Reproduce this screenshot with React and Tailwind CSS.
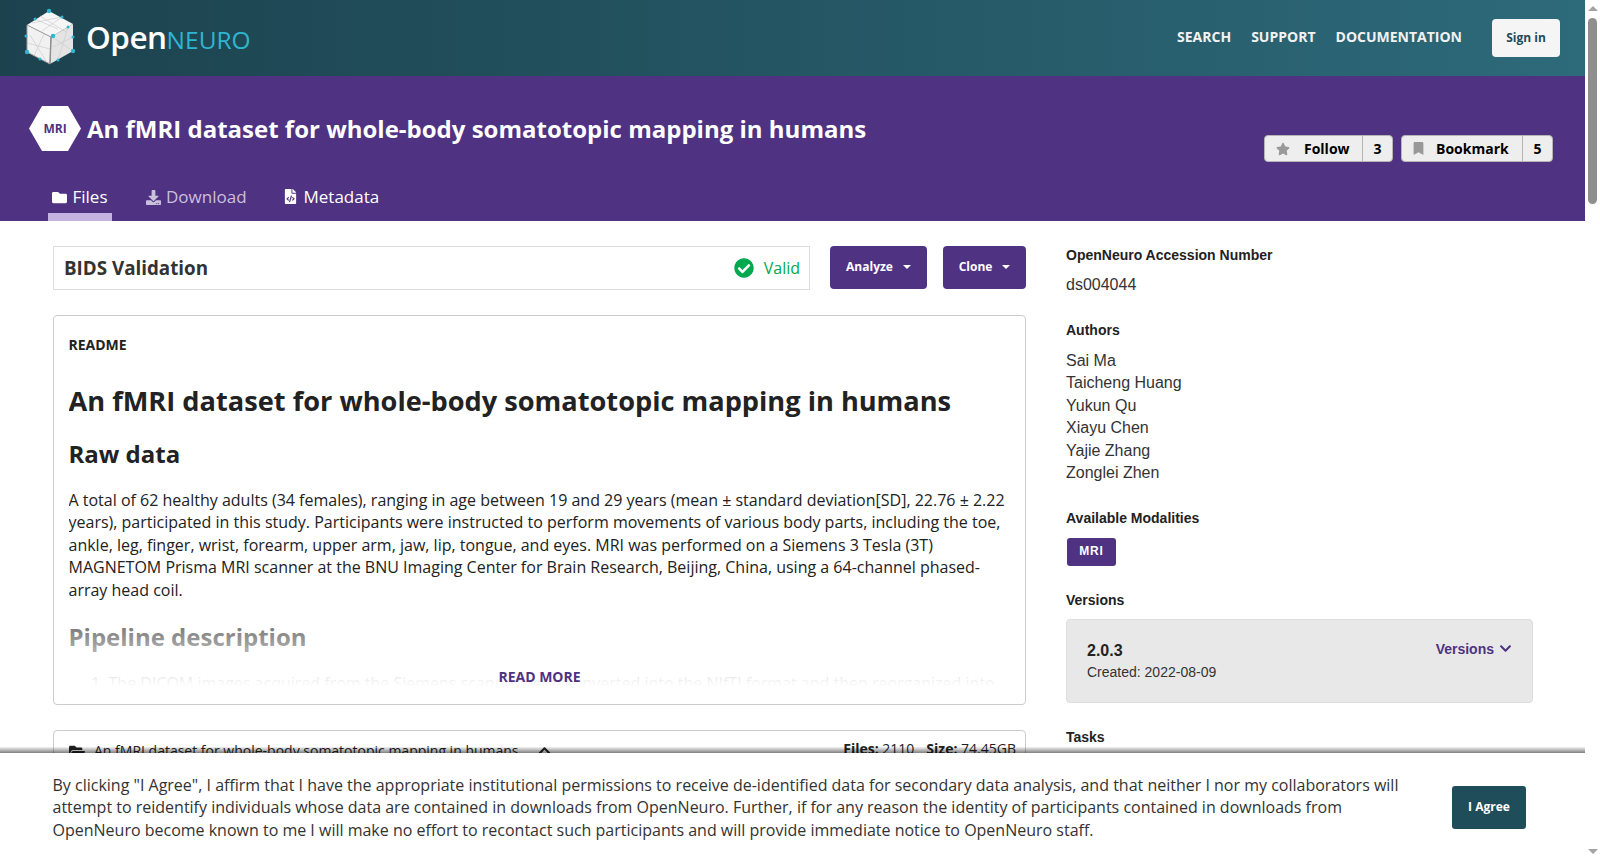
import React from "react";
import {
  FaFolder,
  FaDownload,
  FaFileCode,
  FaStar,
  FaBookmark,
  FaCheckCircle,
  FaFolderOpen,
  FaChevronUp,
  FaChevronDown,
} from "react-icons/fa";

// cube logo, drawn by hand, the numbers are page pixels
function CubeLogo() {
  const dots = [
    [49, 12], [35, 20], [62, 18], [68, 28], [53, 37], [73, 38], [26, 37], [27, 53], [73, 52], [40, 60], [58, 61],
  ];
  return (
    <svg width="54" height="60" viewBox="23 9 54 60" className="shrink-0">
      <polygon points="49,12 73,25 51,38 27,26" fill="#f6f6f6" />
      <polygon points="27,26 51,38 50,65 27,53" fill="#f1f1f1" />
      <polygon points="51,38 73,25 73,52 50,65" fill="#e4e4e4" />
      <path d="M32 24 L62 18 M40 17 L66 33 M35 20 L58 30 M62 18 L42 32 M30 36 L46 62 M27 44 L50 50 M44 35 L34 57 M58 61 L68 28 M53 48 L73 38 M55 40 L70 50" stroke="#cdcdcd" strokeWidth="0.7" fill="none" />
      <path d="M27 26 L51 38 L50 65 L27 53 Z" fill="none" stroke="#a0a0a0" strokeWidth="1" />
      <path d="M51 38 L50 65" fill="none" stroke="#8f8f8f" strokeWidth="1.4" />
      {dots.map((d, i) => (
        <circle key={i} cx={d[0]} cy={d[1]} r={i === 0 || i === 4 || i === 7 || i === 8 ? 2.2 : 1.5} fill="#2fb5cf" />
      ))}
    </svg>
  );
}

function CountButton({ icon, label, count, labelClass, countClass }) {
  return (
    <div className="flex h-[27px] items-center rounded-[4px] border border-[#b5b5b5] bg-[#eeeeee] font-bold text-[14px] text-black">
      <span className={"flex h-full items-center border-r border-[#b5b5b5] " + labelClass}>
        {icon}
        {label}
      </span>
      <span className={"flex h-full items-center justify-center " + countClass}>{count}</span>
    </div>
  );
}

function PurpleButton({ label, width }) {
  return (
    <button className={"flex h-[43px] items-center justify-center gap-[10px] rounded-[4px] bg-[#4f3282] pb-[1px] text-[12px] font-bold text-white " + width}>
      {label}
      <span className="h-0 w-0 border-x-[4px] border-t-[4px] border-x-transparent border-t-white"></span>
    </button>
  );
}

function SideLabel({ children, className }) {
  return <h5 className={"text-[14px] font-bold leading-[20px] text-[#222222] " + className}>{children}</h5>;
}

export default function App() {
  return (
    <div className="relative flex h-[861px] w-[1600px] overflow-hidden bg-white font-['Open_Sans',sans-serif] text-[#222222]">
      <div className="w-[1585px] shrink-0">
        {/* top nav */}
        <header className="flex h-[76px] items-center bg-gradient-to-r from-[#1c424e] to-[#2d6a7a] pl-[23px] pr-[25px]">
          <CubeLogo />
          <div className="mb-[2px] ml-[9px] flex items-baseline">
            <span className="text-[31.5px] font-semibold leading-none tracking-[-0.5px] text-white">Open</span>
            <span className="text-[24.5px] font-normal leading-none text-[#2fb5cf]">NEURO</span>
          </div>
          <nav className="mb-[4px] ml-auto flex items-center gap-[20px] text-[14px] font-bold text-[#f2f2f2]">
            <a>SEARCH</a>
            <a>SUPPORT</a>
            <a>DOCUMENTATION</a>
          </nav>
          <button className="ml-[30px] h-[38px] w-[68px] rounded-[4px] bg-[#f5f5f5] text-[12px] font-bold text-[#1f4a58]">Sign in</button>
        </header>

        {/* dataset header */}
        <section className="h-[145px] bg-[#4f3282] text-white">
          <div className="flex h-[102px] pl-[29px] pr-[32px]">
            <div className="mt-[30px] flex h-[45px] w-[52px] items-center justify-center bg-white text-[12px] font-bold text-[#4f3282] [clip-path:polygon(25%_0,75%_0,100%_50%,75%_100%,25%_100%,0_50%)]">
              MRI
            </div>
            <h1 className="ml-[6px] mt-[36px] text-[24px] font-bold leading-[34px]">An fMRI dataset for whole-body somatotopic mapping in humans</h1>
            <div className="ml-auto mt-[59px] flex gap-[8px]">
              <CountButton
                icon={<FaStar className="mr-[14px] text-[14px] text-[#999999]" />}
                label="Follow"
                count="3"
                labelClass="w-[98px] pl-[11px]"
                countClass="w-[29px]"
              />
              <CountButton
                icon={<FaBookmark className="mr-[11px] text-[13px] text-[#999999]" />}
                label="Bookmark"
                count="5"
                labelClass="w-[121px] pl-[10px]"
                countClass="w-[29px]"
              />
            </div>
          </div>
          <div className="flex h-[43px] pl-[48px] text-[17px]">
            <a className="flex h-full w-[64px] items-start justify-center border-b-[8px] border-[#c5b3e2] pt-[6px]">
              <FaFolder className="mr-[5px] mt-[6px] text-[15px]" />
              Files
            </a>
            <a className="ml-[34px] flex items-start pt-[6px] text-[#c9c0dc]">
              <FaDownload className="mr-[5px] mt-[6px] text-[15px]" />
              Download
            </a>
            <a className="ml-[36px] flex items-start pt-[6px]">
              <FaFileCode className="mr-[6px] mt-[5px] text-[15px]" />
              Metadata
            </a>
          </div>
        </section>

        {/* content */}
        <main className="flex pl-[53px] pt-[25px]">
          <div className="w-[973px] shrink-0">
            <div className="flex">
              <div className="flex h-[44px] flex-1 items-center justify-between border border-[#dddddd] pl-[10px] pr-[9px]">
                <span className="text-[18.8px] font-bold text-[#333333]">BIDS Validation</span>
                <span className="flex items-center text-[16px] text-[#00a94f]">
                  <FaCheckCircle className="mr-[10px] text-[20px]" />
                  Valid
                </span>
              </div>
              <div className="ml-[20px]">
                <PurpleButton label="Analyze" width="w-[97px]" />
              </div>
              <div className="ml-[16px]">
                <PurpleButton label="Clone" width="w-[83px]" />
              </div>
            </div>

            <div className="relative mt-[25px] h-[390px] rounded-[4px] border border-[#cccccc] px-[14.5px] pt-[19px]">
              <h4 className="text-[14px] font-bold leading-[20px]">README</h4>
              <div className="h-[331px] overflow-hidden">
                <h1 className="mt-[26px] text-[27.2px] font-bold leading-[40px]">An fMRI dataset for whole-body somatotopic mapping in humans</h1>
                <h2 className="mt-[16px] text-[24px] font-bold leading-[34px]">Raw data</h2>
                <p className="mt-[18px] text-[16px] leading-[22.4px]">
                  A total of 62 healthy adults (34 females), ranging in age between 19 and 29 years (mean ± standard deviation[SD], 22.76 ± 2.22 years), participated in this study. Participants were instructed to perform movements of various body parts, including the toe, ankle, leg, finger, wrist, forearm, upper arm, jaw, lip, tongue, and eyes. MRI was performed on a Siemens 3 Tesla (3T) MAGNETOM Prisma MRI scanner at the BNU Imaging Center for Brain Research, Beijing, China, using a 64-channel phased-array head coil.
                </p>
                <h2 className="mt-[19px] text-[24px] font-bold leading-[34px]">Pipeline description</h2>
                <ol className="ml-[40px] mt-[18px] list-decimal text-[16px] leading-[22.4px]">
                  <li>The DICOM images acquired from the Siemens scanner were converted into the NIfTI format and then reorganized into the Brain Imaging Data Structure.</li>
                </ol>
              </div>
              {/* fade over the cut text */}
              <div className="absolute inset-x-[14px] bottom-[17px] h-[80px] bg-gradient-to-b from-white/20 to-white"></div>
              <a className="absolute inset-x-0 bottom-[17px] text-center text-[14px] font-bold leading-[20px] text-[#4f3282]">READ MORE</a>
            </div>

            <div className="mt-[25px] flex h-[60px] items-start justify-between rounded-[4px] border border-[#cccccc] pl-[15px] pr-[9px] pt-[9px] text-[14px]">
              <div className="flex items-center">
                <FaFolderOpen className="mr-[9px] text-[16px]" />
                An fMRI dataset for whole-body somatotopic mapping in humans
                <FaChevronUp className="ml-[19px] text-[13px]" />
              </div>
              <div className="-mt-[2px]">
                <b className="font-bold">Files:</b> 2110
                <b className="ml-[12px] font-bold">Size:</b> 74.45GB
              </div>
            </div>
          </div>

          {/* sidebar */}
          <aside className="ml-[40px] w-[467px] shrink-0 font-['Liberation_Sans',Arial,sans-serif] text-[16px] leading-[22.4px] text-[#333333]">
            <SideLabel className="-mt-[1px]">OpenNeuro Accession Number</SideLabel>
            <p className="mt-[9px]">ds004044</p>
            <SideLabel className="mt-[24px]">Authors</SideLabel>
            <div className="mt-[9.6px]">
              <p>Sai Ma</p>
              <p>Taicheng Huang</p>
              <p>Yukun Qu</p>
              <p>Xiayu Chen</p>
              <p>Yajie Zhang</p>
              <p>Zonglei Zhen</p>
            </div>
            <SideLabel className="mt-[23.4px]">Available Modalities</SideLabel>
            <span className="ml-[1px] mt-[10px] flex h-[28px] w-[49px] items-center justify-center rounded-[3px] bg-[#4f3282] pb-[1px] text-[12px] font-bold tracking-[0.8px] text-white">MRI</span>
            <SideLabel className="mt-[24px]">Versions</SideLabel>
            <div className="mt-[9px] flex h-[84px] justify-between rounded-[4px] border border-[#dddddd] bg-[#e8e8e8] pl-[20px] pr-[20px] pt-[20px]">
              <div>
                <div className="text-[16px] font-bold leading-[22px] text-[#222222]">2.0.3</div>
                <div className="text-[14px] leading-[20px]">Created: 2022-08-09</div>
              </div>
              <a className="-mt-[2px] flex h-[22px] items-center text-[14px] font-bold text-[#4f3282]">
                Versions
                <FaChevronDown className="ml-[5px] text-[13px]" />
              </a>
            </div>
            <SideLabel className="mt-[24px]">Tasks</SideLabel>
          </aside>
        </main>
      </div>

      {/* scrollbar */}
      <div className="relative w-[15px] shrink-0 bg-white">
        <div className="absolute left-[3px] top-[6px] h-0 w-0 border-x-[5px] border-b-[5px] border-x-transparent border-b-[#a3a3a3]"></div>
        <div className="absolute left-[3px] top-[18px] h-[186px] w-[9px] rounded-full bg-[#8f8f8f]"></div>
        <div className="absolute bottom-[7px] left-[3px] h-0 w-0 border-x-[5px] border-t-[5px] border-x-transparent border-t-[#a3a3a3]"></div>
      </div>

      {/* agreement bar */}
      <div className="absolute bottom-0 left-0 flex h-[108px] w-[1585px] items-start justify-between bg-white pl-[52.5px] pr-[59px] pt-[21px]">
        <div className="absolute inset-x-0 -top-[6px] h-[6px] bg-gradient-to-b from-black/5 to-black/50"></div>
        <p className="w-[1350px] text-[16px] leading-[22.4px] text-[#333333]">
          By clicking "I Agree", I affirm that I have the appropriate institutional permissions to receive de-identified data for secondary data analysis, and that neither I nor my collaborators will attempt to reidentify individuals whose data are contained in downloads from OpenNeuro. Further, if for any reason the identity of participants contained in downloads from OpenNeuro become known to me I will make no effort to recontact such participants and will provide immediate notice to OpenNeuro staff.
        </p>
        <button className="mt-[12px] h-[43px] w-[74px] rounded-[3px] bg-[#1f4d5a] pb-[1px] text-[12px] font-bold text-white">I Agree</button>
      </div>
    </div>
  );
}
---
**GIVEN PROBLEM**
Identify every line where the string "this" appears.

**OUTPUT OF THE EXERCISE**
Reproduce this screenshot with React and Tailwind CSS.
                  A total of 62 healthy adults (34 females), ranging in age between 19 and 29 years (mean ± standard deviation[SD], 22.76 ± 2.22 years), participated in this study. Participants were instructed to perform movements of various body parts, including the toe, ankle, leg, finger, wrist, forearm, upper arm, jaw, lip, tongue, and eyes. MRI was performed on a Siemens 3 Tesla (3T) MAGNETOM Prisma MRI scanner at the BNU Imaging Center for Brain Research, Beijing, China, using a 64-channel phased-array head coil.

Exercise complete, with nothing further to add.